At the Glenrose Rehabilitation Hospital, research and innovation are embedded into every stage of care. From early ideas to real-world adoption, students play a vital role — contributing technical expertise, creativity, and a fresh perspective that helps transform ideas into solutions for patients and clinicians.
Each year, the Glenrose’s research and innovation (R&I) team welcomes students from across Canada through co-op placements. With backgrounds spanning mechanical, electrical, and oftentimes, biomedical engineering, these students gain hands-on experience advancing technologies that directly impact rehabilitation care.
“It’s a great learning experience for these engineering students to get perspectives that they normally wouldn’t get in the classroom,” says Tod Vandenberg, project engineer at the Glenrose. “They get to see challenges from a clinical and patient-centered point-of-view.”
The R&I centre most recently hosted six students whose work focused on both internal hospital projects and collaborations with local health-tech companies. Internal projects often begin with a problem identified by a clinician — something they wish existed to make rehabilitation easier and more effective. Industry collaborations, on the other hand, bring early-stage medical technologies into the hospital environment for refinement, testing, and validation.
Regardless of where the project begins, the focus always comes back to one thing: improving patient care.
“We always try to bring it back to the hospital,” says Kayla St Pierre, research and innovation coordinator. “Even when we’re working with industry partners, we’re always asking how this can benefit clinicians and patients at the Glenrose.”
Industry Collaborations
This year, students Chelsea, Brian, and Sophia, dedicated their placements to collaborations with local health-tech companies ArmLock and KarmaMedical, helping refine their technologies.
A New Way to Treat Tennis Elbow
Tennis elbow, an injury that causes pain and stiffness in the forearm, can make simple daily tasks like lifting objects or turning a doorknob difficult. That’s why Edmonton physiotherapist Mark Laurensse developed the ArmLock Brace — a device that holds the arm in a therapeutic position providing a gentle, controlled stretch to relieve muscle pain associated with the injury. By helping the user hold their stretch, Laurensse’s device makes it easier and more accessible for patients to engage in therapy at home.

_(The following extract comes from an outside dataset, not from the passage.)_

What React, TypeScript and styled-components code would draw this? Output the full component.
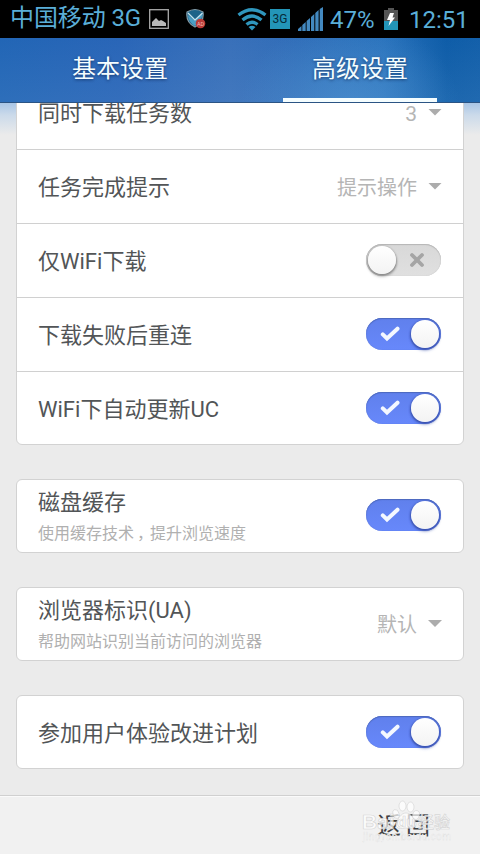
import React from "react";
import styled, { createGlobalStyle } from "styled-components";

const Global = createGlobalStyle`
  *{box-sizing:border-box}
  body{margin:0;background:#ebebeb;font-family:Roboto,"Noto Sans CJK SC",sans-serif;}
`;

const Screen = styled.div`
  width: 480px;
  height: 854px;
  overflow: hidden;
  display: flex;
  flex-direction: column;
  background: #ebebeb;
`;

const StatusBar = styled.div`
  height: 38px;
  flex: none;
  background: #000;
  color: #5aaed8;
  display: flex;
  align-items: center;
  padding-left: 10px;
  font-size: 24px;
  line-height: 38px;
  white-space: pre;
`;
const StatusText = styled.span<{ $w: number; $gap?: number }>`
  width: ${(p) => p.$w}px;
  margin-left: ${(p) => p.$gap ?? 0}px;
  padding-top: 1px;
  flex: none;
`;
const Carrier = styled(StatusText)`
  padding: 0 0 2px;
  letter-spacing: -0.1px;
`;
const StatusIcon = styled.svg<{ $gap: number }>`
  flex: none;
  display: block;
  margin-left: ${(p) => p.$gap}px;
`;

const Tabs = styled.nav`
  height: 65px;
  flex: none;
  display: grid;
  grid-template-columns: 1fr 1fr;
  background: radial-gradient(ellipse 110px 90px at 350px 70px, rgba(85, 155, 215, 0.5), transparent),
    linear-gradient(180deg, rgba(0, 40, 120, 0.04), rgba(110, 150, 200, 0.14)),
    linear-gradient(90deg, #2368b8 0%, #2b68ba 25%, #3b73bc 48%, #3270bb 62%, #2a74be 80%, #0f5faa 93%, #1462ac 100%);
  border-bottom: 1px solid #2b5484;
`;
const Tab = styled.div<{ $active?: boolean }>`
  margin: 0 43px;
  padding-top: 3px;
  text-align: center;
  font-size: 24px;
  line-height: 57px;
  color: #f4fdff;
  text-shadow: 0 1px 3px rgba(0, 20, 60, 0.6);
  border-bottom: 4px solid ${(p) => (p.$active ? "#f4fdff" : "transparent")};
`;

const Content = styled.main`
  flex: 1;
  min-height: 0;
  overflow: hidden;
  padding: 0 16px;
  background: linear-gradient(180deg, #a9c6e6 0, #cbdaea 12px, #ebebeb 32px);
`;
const Card = styled.section<{ $first?: boolean }>`
  background: #fff;
  border: 1px solid #d2d2d2;
  border-radius: 6px;
  margin-top: ${(p) => (p.$first ? -28 : 34)}px;
`;
const Label = styled.div`
  font-size: 22px;
  line-height: 32px;
  padding-top: 2px;
  color: #525557;
`;
const Row = styled.div`
  height: 74px;
  display: flex;
  align-items: center;
  justify-content: space-between;
  padding: 0 22px 0 21px;
  border-bottom: 1px solid #d0d0d0;
  &:last-child {
    height: 72px;
    border-bottom: 0;
  }
  &:last-child > ${Label} {
    padding-top: 4px;
  }
`;
const Described = styled.div`
  ${Label} {
    padding: 0 0 2px;
    margin-top: -1px;
  }
`;
const Hint = styled.div`
  font-size: 16px;
  line-height: 22px;
  margin-top: 2px;
  color: #b0b0b0;
`;
const Comma = styled.span`
  display: inline-block;
  width: 16px;
  text-indent: 3px;
`;
const Value = styled.div`
  display: flex;
  align-items: center;
  gap: 11px;
  font-size: 20px;
  line-height: 32px;
  padding-top: 2px;
  color: #b5b5b5;
`;
const Digit = styled.span`
  font-size: 21px;
`;
const Arrow = styled.i`
  width: 14px;
  height: 7px;
  margin: 0 -1px 3px 0;
  background: #acacac;
  clip-path: polygon(0 0, 100% 0, 50% 100%);
`;
const Track = styled.div<{ $on: boolean }>`
  width: 75px;
  height: 32px;
  margin-bottom: 2px;
  border-radius: 16px;
  display: flex;
  align-items: center;
  justify-content: space-between;
  flex-direction: ${(p) => (p.$on ? "row" : "row-reverse")};
  padding: ${(p) => (p.$on ? "0 2px 0 14px" : "0 16px 0 2px")};
  background: ${(p) => (p.$on ? "linear-gradient(#6080ec,#6788fb)" : "linear-gradient(#d8d8d8,#e0e0e0)")};
  box-shadow: inset 0 1px 1px ${(p) => (p.$on ? "#4d69bd" : "#b6b6b6")}, inset 0 0 1px ${(p) => (p.$on ? "#5773cc" : "#bbb")};

  ${Row}:last-child > & {
    margin-bottom: 0;
  }
  ${Described} + && {
    margin-bottom: 2px;
  }
`;
const Knob = styled.div<{ $on: boolean }>`
  width: 28px;
  height: 28px;
  border-radius: 50%;
  background: linear-gradient(#fff, #f3f3f3);
  box-shadow: 0 1px 2px 1px ${(p) => (p.$on ? "rgba(25,40,110,.5)" : "rgba(60,60,60,.4)")}, 0 3px 3px ${(p) => (p.$on ? "rgba(60,90,200,.25)" : "rgba(60,60,60,.2)")};
`;

const Footer = styled.footer`
  height: 59px;
  flex: none;
  border-top: 1px solid #d0d0d0;
  background: #f1f1f1;
  box-shadow: inset 0 1px #fafafa;
  display: flex;
  justify-content: flex-end;
  padding-right: 50px;
  position: relative;
`;
const Back = styled.div`
  font-size: 24px;
  line-height: 57px;
  padding-top: 2px;
  color: #3f4143;
  display: flex;
  gap: 5px;
`;
const Watermark = styled.svg`
  position: absolute;
  left: 358px;
  top: 0;
`;

function Toggle({ on = false }: { on?: boolean }) {
  return (
    <Track $on={on}>
      {on ? (
        <svg width="20" height="18" viewBox="0 0 20 18">
          <path d="M2.800 9.400 7 13.500 17.500 3.700" fill="none" stroke="#f4f8ff" strokeWidth="4" strokeLinejoin="miter" strokeLinecap="round" />
        </svg>
      ) : (
        <svg width="16" height="16" viewBox="0 0 16 16">
          <path d="M3 3 13 13M13 3 3 13" stroke="#a5a5a5" strokeWidth="3.8" strokeLinecap="round" />
        </svg>
      )}
      <Knob $on={on} />
    </Track>
  );
}

export default function App() {
  return (
    <Screen>
      <Global />
      <StatusBar>
        <Carrier $w={132}>中国移动 3G</Carrier>
        <StatusIcon $gap={7} width="20" height="20" viewBox="0 0 20 20">
          <rect x=".7" y=".7" width="18.6" height="18.6" fill="none" stroke="#aaa" strokeWidth="1.3" />
          <path d="M3 17v-4l4-4 3 3 2-1 2 1 3 2v3z" fill="#b9b9b9" />
        </StatusIcon>
        <StatusIcon $gap={17} width="21" height="22" viewBox="0 0 21 22">
          <path d="M1 4Q9-1 17 4c1 7-2 12-8 15C3 16 0 11 1 4Z" fill="#1d6388" stroke="#829aa6" strokeWidth="1.2" />
          <path d="M2 7 9 13 16.500 5 Q17 12 9 18 2 14 2 7Z" fill="#4a9ec4" />
          <path d="m2 5 7 7 7.500-7" fill="none" stroke="#c3e3ee" strokeWidth="1.300" />
          <circle cx="14.500" cy="15.500" r="4.800" fill="#b93a37" />
          <text x="14.500" y="17.700" fontSize="5.500" textAnchor="middle" fill="#f0b5b0">AD</text>
        </StatusIcon>
        <StatusIcon $gap={30} width="30" height="23" viewBox="0 0 30 23">
          <g fill="none" stroke="#2f96bd" strokeWidth="3.300">
            <path d="M1.500 7Q15-3.500 28.500 7" />
            <path d="M5.500 12q9.500-8 19 0" />
            <path d="M9.500 16.500q5.500-4.500 11 0" />
          </g>
          <path d="m11.500 19 3.500 3.500 3.500-3.500q-3.500-2.500-7 0" fill="#2f96bd" />
        </StatusIcon>
        <StatusIcon $gap={3} width="20" height="20" viewBox="0 0 20 20">
          <rect width="20" height="20" fill="#2395b8" />
          <text x="10" y="14" fontSize="12" textAnchor="middle" fill="#062b3a">3G</text>
        </StatusIcon>
        <StatusIcon $gap={8} width="26" height="24" viewBox="0 0 26 24">
          <path d="M0 24v-2l3.500-3v5zM4.300 24v-6l3.400-3v9zM8.600 24V14l3.400-3v13zM13 24v-14l3.300-3v17zM17.300 24V6l3.300-3v21zM21.700 24V2l3.300-2v24z" fill="#4389c0" />
        </StatusIcon>
        <StatusText $w={47} $gap={6}>47%</StatusText>
        <StatusIcon $gap={7} width="14" height="22" viewBox="0 0 14 22">
          <path d="M4 0h6v2h4v20H0V2h4z" fill="#555" />
          <path d="M0 13h14v9H0z" fill="#2395b8" />
          <path d="M6 5h4L8.500 9.500H11L4.500 18l1.500-6H3z" fill="#fff" />
        </StatusIcon>
        <StatusText $w={66} $gap={11}>12:51</StatusText>
      </StatusBar>
      <Tabs>
        <Tab>基本设置</Tab>
        <Tab $active>高级设置</Tab>
      </Tabs>
      <Content>
        <Card $first>
          <Row>
            <Label>同时下载任务数</Label>
            <Value><Digit>3</Digit><Arrow /></Value>
          </Row>
          <Row>
            <Label>任务完成提示</Label>
            <Value>提示操作<Arrow /></Value>
          </Row>
          <Row><Label>仅WiFi下载</Label><Toggle /></Row>
          <Row><Label>下载失败后重连</Label><Toggle on /></Row>
          <Row><Label>WiFi下自动更新UC</Label><Toggle on /></Row>
        </Card>
        <Card>
          <Row>
            <Described>
              <Label>磁盘缓存</Label>
              <Hint>使用缓存技术<Comma>，</Comma>提升浏览速度</Hint>
            </Described>
            <Toggle on />
          </Row>
        </Card>
        <Card>
          <Row>
            <Described>
              <Label>浏览器标识(UA)</Label>
              <Hint>帮助网站识别当前访问的浏览器</Hint>
            </Described>
            <Value>默认<Arrow /></Value>
          </Row>
        </Card>
        <Card>
          <Row><Label>参加用户体验改进计划</Label><Toggle on /></Row>
        </Card>
      </Content>
      <Footer>
        <Back><span>返</span><span>回</span></Back>
        <Watermark width="100" height="50" viewBox="0 0 100 50" aria-hidden="true">
          <g fill="#fff" fillOpacity=".72" stroke="#cfcfcf" strokeOpacity=".8" strokeWidth=".7">
            <ellipse cx="38" cy="18" rx="3" ry="4.500" transform="rotate(-15 38 18)" />
            <ellipse cx="44.500" cy="10" rx="3.500" ry="5" />
            <ellipse cx="52.500" cy="11" rx="3.500" ry="5" />
            <ellipse cx="58" cy="19" rx="3.300" ry="4.500" transform="rotate(15 58 19)" />
            <path d="M48 17c-5 0-8 6-10 10-1 6 5 6 10 5 5 1 11 0 10-5-2-4-5-10-10-10z" />
            <text x="4" y="32.500" fontSize="21" fontWeight="700" fontFamily="Liberation Sans">Bai</text>
            <text x="39" y="31" fontSize="15" fontWeight="700" fontFamily="Liberation Sans">du</text>
            <text x="60" y="32" fontSize="16" fontWeight="500">经验</text>
          </g>
          <text x="5" y="44" fontSize="10" fill="#fbfbfb" stroke="#ddd" strokeWidth=".3" textLength="88">jingyan.baidu.com</text>
        </Watermark>
      </Footer>
    </Screen>
  );
}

But as any innovator knows, bringing a great idea to life requires iteration. That’s where Sophia, a fifth-year biomedical engineering undergrad at the University of Alberta, came in.
Working with Laurensse, Sophia redesigned the ArmLock brace to be more user-friendly and efficient to manufacture.
“I changed it from a glove style to a mitten design, which makes it easier to produce and more comfortable for patients,” she explains. “It’s also now more size-inclusive and adaptable; you can even wear a sweater underneath.”
The new design has fewer components, faster assembly time, and greater accessibility. And perhaps most importantly, it’s more affordable for patients seeking to continue therapy at home.
“It’s really cool to see people who have struggled in their everyday lives get better, faster,” says Sophia. “Seeing how something you design can help people return to work or daily life, it’s really meaningful.”
Advancing Upper Extremity Rehabilitation
At Karma Medical, an Edmonton-based design and manufacturing company, the goal is to make rehabilitation tools that are simple, effective, and accessible. Their flagship product, the FEPSim, supports upper-extremity rehabilitation by simulating everyday activities like turning a doorknob or opening a jar, to strengthen both fine and gross motor control.
As part of their placement, Chelsea, a first-year biomedical engineering student from the University of Waterloo, and Brian, a third-year student in the University of Alberta’s biomedical engineering program, were tasked with improving Karma’s production efficiency.
The results were impressive.
Through hands-on testing, the students reduced the device’s assembly time by 25 percent, simplifying the instructions and ensuring they could be understood by any user regardless of technical background.
“Now someone without a technical background can build it from start to finish in under 45 minutes,” says Brian.
Chelsea adds, “We wanted to make the manual feel more like a visual, step-by-step guide — simple, intuitive, and easy to follow. It’s rewarding to know that something we helped create will make the device more accessible to clinicians and patients.”
Connecting Engineering and Healthcare
For all three students, their experience at the Glenrose was eye-opening.
“In class, you learn about design on paper, but here, you actually see how your designs affect people,” says Brian. “You’re not just designing a model or simulation, you’re designing for a person. That completely changes how you think.”
Chelsea agrees. “Working here has changed my perspective on engineering. It’s not just about numbers or calculations, it’s about people. Ultimately, what we design is for people.”
For the students who pass through the program, it’s an experience that often shapes the rest of their careers.
“I feel really lucky to have been here,” says Brian. “It’s the intersection between rehabilitation, engineering, and healthcare, and it’s shown me how rewarding biomedical engineering can be.”
Chelsea echoes that sentiment: “Everyone here makes you feel like you belong. The environment supports growth and mentorship, and that makes all the difference. You learn from each other, from your supervisors, and from the patients whose lives you’re impacting.”
Sophia agrees. “It’s made me think a lot about my future. I want to keep using technology to directly help people.”